:: Objective ::
Write out the material exactly. Do not include the pictures.

··· Dataset content ···

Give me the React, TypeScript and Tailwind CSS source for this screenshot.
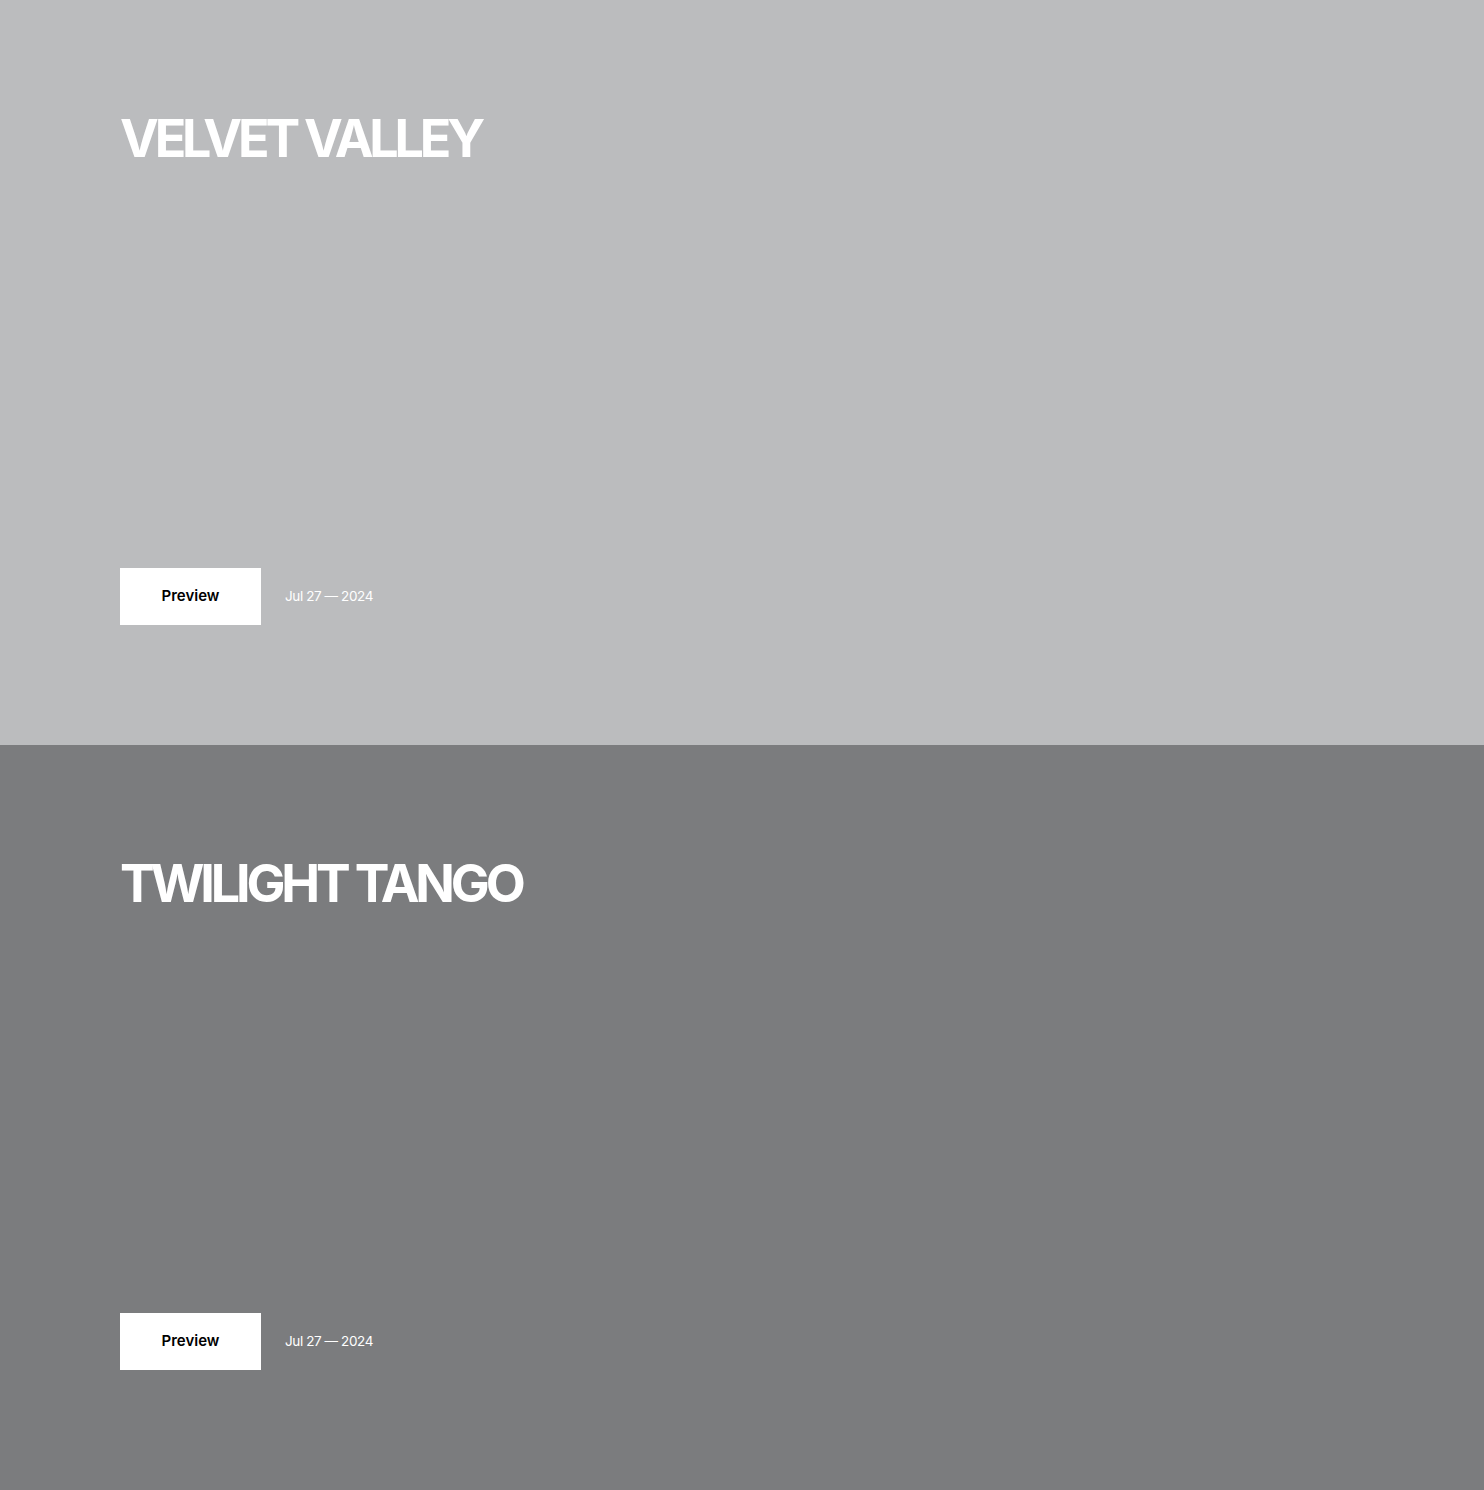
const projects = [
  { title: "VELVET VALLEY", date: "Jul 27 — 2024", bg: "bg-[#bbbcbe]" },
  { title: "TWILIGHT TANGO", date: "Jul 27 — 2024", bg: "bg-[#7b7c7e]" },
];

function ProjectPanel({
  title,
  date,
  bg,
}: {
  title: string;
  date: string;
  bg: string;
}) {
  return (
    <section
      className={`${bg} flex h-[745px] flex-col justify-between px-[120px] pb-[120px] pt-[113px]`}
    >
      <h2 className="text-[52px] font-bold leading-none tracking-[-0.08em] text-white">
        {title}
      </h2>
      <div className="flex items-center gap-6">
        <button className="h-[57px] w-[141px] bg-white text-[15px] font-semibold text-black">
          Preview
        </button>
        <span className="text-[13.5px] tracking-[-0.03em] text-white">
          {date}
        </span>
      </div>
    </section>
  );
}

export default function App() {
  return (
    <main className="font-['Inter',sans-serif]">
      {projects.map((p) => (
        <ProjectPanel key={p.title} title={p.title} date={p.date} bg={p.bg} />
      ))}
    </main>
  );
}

···

:: Exercise solution ::
Give me the React, TypeScript and Tailwind CSS source for this screenshot.
const projects = [
  { title: "VELVET VALLEY", date: "Jul 27 — 2024", bg: "bg-[#bbbcbe]" },
  { title: "TWILIGHT TANGO", date: "Jul 27 — 2024", bg: "bg-[#7b7c7e]" },
];

function ProjectPanel({
  title,
  date,
  bg,
}: {
  title: string;
  date: string;
  bg: string;
}) {
  return (
    <section
      className={`${bg} flex h-[745px] flex-col justify-between px-[120px] pb-[120px] pt-[113px]`}
    >
      <h2 className="text-[52px] font-bold leading-none tracking-[-0.08em] text-white">
        {title}
      </h2>
      <div className="flex items-center gap-6">
        <button className="h-[57px] w-[141px] bg-white text-[15px] font-semibold text-black">
          Preview
        </button>
        <span className="text-[13.5px] tracking-[-0.03em] text-white">
          {date}
        </span>
      </div>
    </section>
  );
}

export default function App() {
  return (
    <main className="font-['Inter',sans-serif]">
      {projects.map((p) => (
        <ProjectPanel key={p.title} title={p.title} date={p.date} bg={p.bg} />
      ))}
    </main>
  );
}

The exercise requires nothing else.